» **Exercise aim**: Print exactly the lines from the first one down to the line containing "</watch-page>", both ends included, with no pictures and nothing else.

--------------------------------

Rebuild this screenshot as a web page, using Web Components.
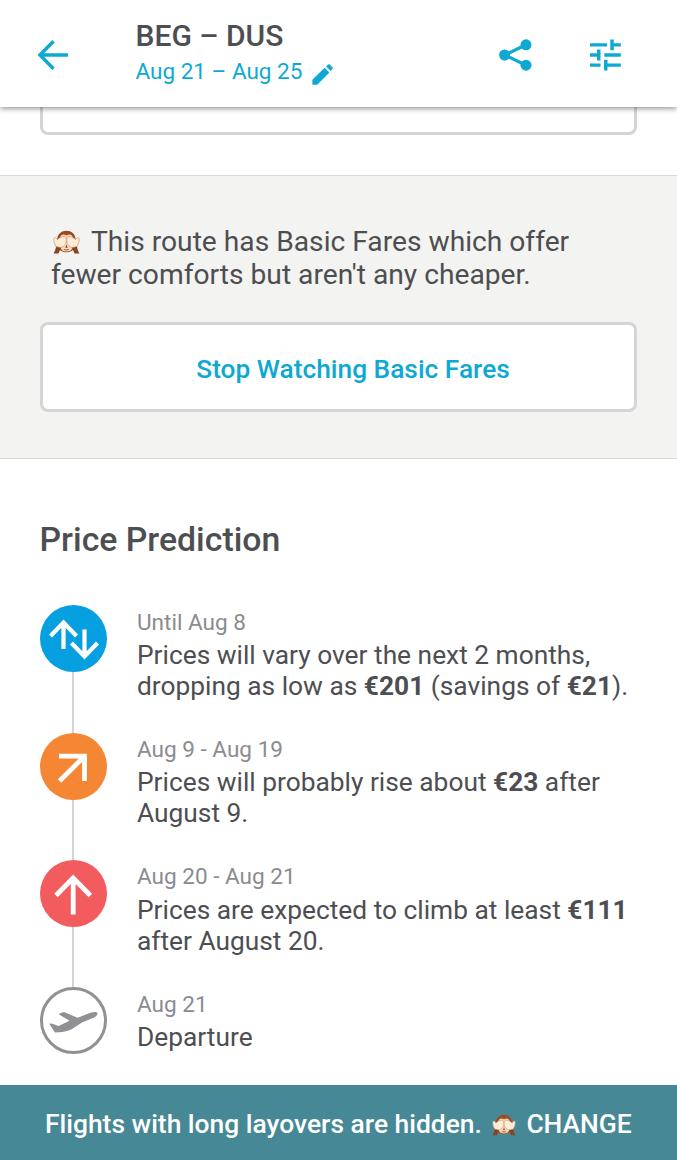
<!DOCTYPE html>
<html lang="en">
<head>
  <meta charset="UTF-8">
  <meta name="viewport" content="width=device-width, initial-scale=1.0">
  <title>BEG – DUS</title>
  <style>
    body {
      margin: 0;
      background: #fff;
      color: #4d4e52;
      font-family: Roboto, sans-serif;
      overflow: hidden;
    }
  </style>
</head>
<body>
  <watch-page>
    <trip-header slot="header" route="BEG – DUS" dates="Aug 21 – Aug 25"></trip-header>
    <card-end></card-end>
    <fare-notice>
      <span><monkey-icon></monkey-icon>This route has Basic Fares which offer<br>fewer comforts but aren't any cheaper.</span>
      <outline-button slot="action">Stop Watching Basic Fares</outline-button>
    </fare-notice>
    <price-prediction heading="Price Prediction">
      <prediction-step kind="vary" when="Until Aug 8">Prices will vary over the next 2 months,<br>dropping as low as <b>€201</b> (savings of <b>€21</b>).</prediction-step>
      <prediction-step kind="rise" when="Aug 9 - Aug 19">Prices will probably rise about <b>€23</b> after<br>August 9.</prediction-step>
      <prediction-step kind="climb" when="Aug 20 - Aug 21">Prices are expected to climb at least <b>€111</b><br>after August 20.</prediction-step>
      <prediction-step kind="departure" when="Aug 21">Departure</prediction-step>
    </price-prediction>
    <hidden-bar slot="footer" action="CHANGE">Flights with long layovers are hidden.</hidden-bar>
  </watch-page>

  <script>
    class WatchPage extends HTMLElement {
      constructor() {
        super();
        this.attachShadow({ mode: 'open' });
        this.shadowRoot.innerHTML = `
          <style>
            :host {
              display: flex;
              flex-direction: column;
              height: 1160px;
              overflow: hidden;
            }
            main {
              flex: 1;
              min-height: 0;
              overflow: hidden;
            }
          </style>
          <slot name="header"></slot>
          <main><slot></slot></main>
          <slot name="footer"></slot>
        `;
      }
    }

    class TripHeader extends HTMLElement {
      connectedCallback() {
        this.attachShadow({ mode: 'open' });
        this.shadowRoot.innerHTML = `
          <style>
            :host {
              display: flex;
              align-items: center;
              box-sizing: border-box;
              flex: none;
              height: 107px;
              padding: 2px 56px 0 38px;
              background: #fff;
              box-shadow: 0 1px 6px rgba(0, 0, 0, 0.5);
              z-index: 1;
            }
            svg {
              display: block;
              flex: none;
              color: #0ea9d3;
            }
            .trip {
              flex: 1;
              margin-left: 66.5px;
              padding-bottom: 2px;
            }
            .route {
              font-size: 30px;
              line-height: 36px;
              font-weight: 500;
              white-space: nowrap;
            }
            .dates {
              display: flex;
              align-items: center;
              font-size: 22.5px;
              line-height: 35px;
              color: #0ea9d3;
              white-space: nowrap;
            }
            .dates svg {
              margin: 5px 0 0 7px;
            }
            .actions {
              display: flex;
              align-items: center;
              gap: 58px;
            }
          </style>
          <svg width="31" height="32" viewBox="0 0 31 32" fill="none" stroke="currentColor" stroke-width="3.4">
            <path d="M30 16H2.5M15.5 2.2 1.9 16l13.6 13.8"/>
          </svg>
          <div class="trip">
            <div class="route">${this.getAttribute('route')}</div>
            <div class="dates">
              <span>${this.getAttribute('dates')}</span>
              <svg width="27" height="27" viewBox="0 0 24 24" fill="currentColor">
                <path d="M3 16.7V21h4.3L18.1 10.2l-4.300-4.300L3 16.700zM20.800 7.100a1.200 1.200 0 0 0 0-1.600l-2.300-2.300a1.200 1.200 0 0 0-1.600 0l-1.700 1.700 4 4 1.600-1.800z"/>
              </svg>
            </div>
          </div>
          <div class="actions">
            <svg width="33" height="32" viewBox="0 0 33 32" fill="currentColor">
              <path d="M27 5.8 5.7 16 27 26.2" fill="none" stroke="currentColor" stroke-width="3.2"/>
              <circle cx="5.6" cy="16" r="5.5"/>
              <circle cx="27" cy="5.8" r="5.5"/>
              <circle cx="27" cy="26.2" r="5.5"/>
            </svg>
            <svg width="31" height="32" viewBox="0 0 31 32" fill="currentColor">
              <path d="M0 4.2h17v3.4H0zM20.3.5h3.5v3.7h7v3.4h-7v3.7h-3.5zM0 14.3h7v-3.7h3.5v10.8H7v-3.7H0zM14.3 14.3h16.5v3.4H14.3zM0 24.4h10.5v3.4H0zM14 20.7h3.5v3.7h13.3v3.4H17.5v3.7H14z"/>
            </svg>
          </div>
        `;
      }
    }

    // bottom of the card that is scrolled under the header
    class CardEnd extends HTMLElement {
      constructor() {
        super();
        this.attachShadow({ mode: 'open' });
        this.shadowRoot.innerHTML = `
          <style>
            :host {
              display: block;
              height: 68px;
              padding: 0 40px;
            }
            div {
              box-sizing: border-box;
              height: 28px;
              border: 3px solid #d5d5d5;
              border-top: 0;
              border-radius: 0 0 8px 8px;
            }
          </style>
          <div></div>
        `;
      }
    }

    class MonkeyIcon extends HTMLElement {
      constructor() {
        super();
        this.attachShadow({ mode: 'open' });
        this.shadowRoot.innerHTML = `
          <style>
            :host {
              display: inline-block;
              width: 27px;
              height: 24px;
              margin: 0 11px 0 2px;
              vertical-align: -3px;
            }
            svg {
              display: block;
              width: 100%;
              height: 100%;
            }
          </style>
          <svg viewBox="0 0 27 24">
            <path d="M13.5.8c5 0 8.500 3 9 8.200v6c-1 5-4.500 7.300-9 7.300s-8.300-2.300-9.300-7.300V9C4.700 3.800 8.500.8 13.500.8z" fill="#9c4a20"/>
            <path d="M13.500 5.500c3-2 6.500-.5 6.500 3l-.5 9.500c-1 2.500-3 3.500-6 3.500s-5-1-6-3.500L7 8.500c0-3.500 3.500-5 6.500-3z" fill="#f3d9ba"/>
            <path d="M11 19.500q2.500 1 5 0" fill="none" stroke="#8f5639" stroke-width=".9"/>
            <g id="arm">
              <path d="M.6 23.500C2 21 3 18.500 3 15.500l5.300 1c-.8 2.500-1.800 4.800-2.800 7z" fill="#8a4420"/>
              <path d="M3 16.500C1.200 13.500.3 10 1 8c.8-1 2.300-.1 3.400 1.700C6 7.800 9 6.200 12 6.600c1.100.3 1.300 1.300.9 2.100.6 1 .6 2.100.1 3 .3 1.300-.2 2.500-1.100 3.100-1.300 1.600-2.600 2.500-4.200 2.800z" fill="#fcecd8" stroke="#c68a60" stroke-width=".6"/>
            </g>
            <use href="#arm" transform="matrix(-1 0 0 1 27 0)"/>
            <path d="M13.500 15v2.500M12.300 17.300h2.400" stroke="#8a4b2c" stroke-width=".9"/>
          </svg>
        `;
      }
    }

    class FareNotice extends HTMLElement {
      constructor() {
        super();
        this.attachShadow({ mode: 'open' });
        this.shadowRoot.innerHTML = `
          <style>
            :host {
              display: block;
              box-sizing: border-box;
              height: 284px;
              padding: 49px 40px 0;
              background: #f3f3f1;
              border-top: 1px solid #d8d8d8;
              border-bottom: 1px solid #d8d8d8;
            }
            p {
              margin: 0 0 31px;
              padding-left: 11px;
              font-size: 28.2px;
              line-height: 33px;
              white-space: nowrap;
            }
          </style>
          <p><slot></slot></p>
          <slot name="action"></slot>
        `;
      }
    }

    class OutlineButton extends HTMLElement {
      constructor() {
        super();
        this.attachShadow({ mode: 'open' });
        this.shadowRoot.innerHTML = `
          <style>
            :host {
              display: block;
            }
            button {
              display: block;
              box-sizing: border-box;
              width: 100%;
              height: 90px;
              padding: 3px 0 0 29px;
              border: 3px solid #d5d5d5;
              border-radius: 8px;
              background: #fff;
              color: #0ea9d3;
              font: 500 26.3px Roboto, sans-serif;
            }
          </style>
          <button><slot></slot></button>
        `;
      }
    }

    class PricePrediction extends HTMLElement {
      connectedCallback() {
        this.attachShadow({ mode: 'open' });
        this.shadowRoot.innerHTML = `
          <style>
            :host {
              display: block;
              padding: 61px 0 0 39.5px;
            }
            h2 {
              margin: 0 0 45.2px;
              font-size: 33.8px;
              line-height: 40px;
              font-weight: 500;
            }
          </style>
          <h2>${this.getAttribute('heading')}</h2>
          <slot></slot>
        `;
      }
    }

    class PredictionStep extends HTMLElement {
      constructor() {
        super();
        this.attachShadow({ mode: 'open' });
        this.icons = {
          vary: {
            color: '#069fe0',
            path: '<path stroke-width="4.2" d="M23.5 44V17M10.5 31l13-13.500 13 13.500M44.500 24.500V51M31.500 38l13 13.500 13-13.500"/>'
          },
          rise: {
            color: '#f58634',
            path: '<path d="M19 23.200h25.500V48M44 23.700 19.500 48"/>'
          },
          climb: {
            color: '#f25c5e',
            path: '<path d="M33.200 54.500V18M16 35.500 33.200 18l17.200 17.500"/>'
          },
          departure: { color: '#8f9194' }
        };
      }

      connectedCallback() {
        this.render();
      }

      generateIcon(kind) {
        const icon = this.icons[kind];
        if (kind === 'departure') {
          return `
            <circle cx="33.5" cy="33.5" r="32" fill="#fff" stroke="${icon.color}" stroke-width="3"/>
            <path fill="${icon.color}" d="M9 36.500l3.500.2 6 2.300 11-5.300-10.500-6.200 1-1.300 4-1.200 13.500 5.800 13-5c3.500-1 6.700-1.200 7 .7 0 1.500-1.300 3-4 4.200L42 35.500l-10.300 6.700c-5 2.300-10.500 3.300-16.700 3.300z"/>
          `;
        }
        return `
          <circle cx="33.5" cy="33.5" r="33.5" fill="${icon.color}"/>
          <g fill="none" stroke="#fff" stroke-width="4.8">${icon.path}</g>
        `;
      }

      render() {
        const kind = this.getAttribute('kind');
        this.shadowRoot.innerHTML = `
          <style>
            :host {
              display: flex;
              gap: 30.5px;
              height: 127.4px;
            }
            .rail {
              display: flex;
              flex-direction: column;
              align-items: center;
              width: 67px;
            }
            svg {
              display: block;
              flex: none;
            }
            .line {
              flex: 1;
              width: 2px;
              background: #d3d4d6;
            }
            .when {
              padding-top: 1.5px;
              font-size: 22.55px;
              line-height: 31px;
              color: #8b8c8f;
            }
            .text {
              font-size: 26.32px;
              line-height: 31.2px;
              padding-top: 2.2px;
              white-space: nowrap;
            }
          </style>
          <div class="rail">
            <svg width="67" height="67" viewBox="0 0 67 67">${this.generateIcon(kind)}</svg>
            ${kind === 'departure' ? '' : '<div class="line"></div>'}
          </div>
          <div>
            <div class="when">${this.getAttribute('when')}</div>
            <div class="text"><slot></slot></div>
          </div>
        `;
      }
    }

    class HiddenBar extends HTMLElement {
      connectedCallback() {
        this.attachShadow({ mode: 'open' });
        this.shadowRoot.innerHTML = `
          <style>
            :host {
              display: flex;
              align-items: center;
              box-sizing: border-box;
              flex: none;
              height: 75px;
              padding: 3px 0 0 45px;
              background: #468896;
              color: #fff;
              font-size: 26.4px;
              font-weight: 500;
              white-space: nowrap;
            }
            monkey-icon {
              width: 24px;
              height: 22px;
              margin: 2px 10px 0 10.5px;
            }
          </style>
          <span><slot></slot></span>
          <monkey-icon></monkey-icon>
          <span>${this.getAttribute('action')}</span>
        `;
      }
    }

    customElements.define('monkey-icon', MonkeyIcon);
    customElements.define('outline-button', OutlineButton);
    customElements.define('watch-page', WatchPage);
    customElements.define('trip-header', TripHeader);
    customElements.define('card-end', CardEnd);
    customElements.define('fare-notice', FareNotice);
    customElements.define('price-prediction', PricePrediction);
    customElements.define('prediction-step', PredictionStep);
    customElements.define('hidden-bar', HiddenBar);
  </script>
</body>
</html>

--------------------------------

» **Solution to the exercise**:
Rebuild this screenshot as a web page, using Web Components.
<!DOCTYPE html>
<html lang="en">
<head>
  <meta charset="UTF-8">
  <meta name="viewport" content="width=device-width, initial-scale=1.0">
  <title>BEG – DUS</title>
  <style>
    body {
      margin: 0;
      background: #fff;
      color: #4d4e52;
      font-family: Roboto, sans-serif;
      overflow: hidden;
    }
  </style>
</head>
<body>
  <watch-page>
    <trip-header slot="header" route="BEG – DUS" dates="Aug 21 – Aug 25"></trip-header>
    <card-end></card-end>
    <fare-notice>
      <span><monkey-icon></monkey-icon>This route has Basic Fares which offer<br>fewer comforts but aren't any cheaper.</span>
      <outline-button slot="action">Stop Watching Basic Fares</outline-button>
    </fare-notice>
    <price-prediction heading="Price Prediction">
      <prediction-step kind="vary" when="Until Aug 8">Prices will vary over the next 2 months,<br>dropping as low as <b>€201</b> (savings of <b>€21</b>).</prediction-step>
      <prediction-step kind="rise" when="Aug 9 - Aug 19">Prices will probably rise about <b>€23</b> after<br>August 9.</prediction-step>
      <prediction-step kind="climb" when="Aug 20 - Aug 21">Prices are expected to climb at least <b>€111</b><br>after August 20.</prediction-step>
      <prediction-step kind="departure" when="Aug 21">Departure</prediction-step>
    </price-prediction>
    <hidden-bar slot="footer" action="CHANGE">Flights with long layovers are hidden.</hidden-bar>
  </watch-page>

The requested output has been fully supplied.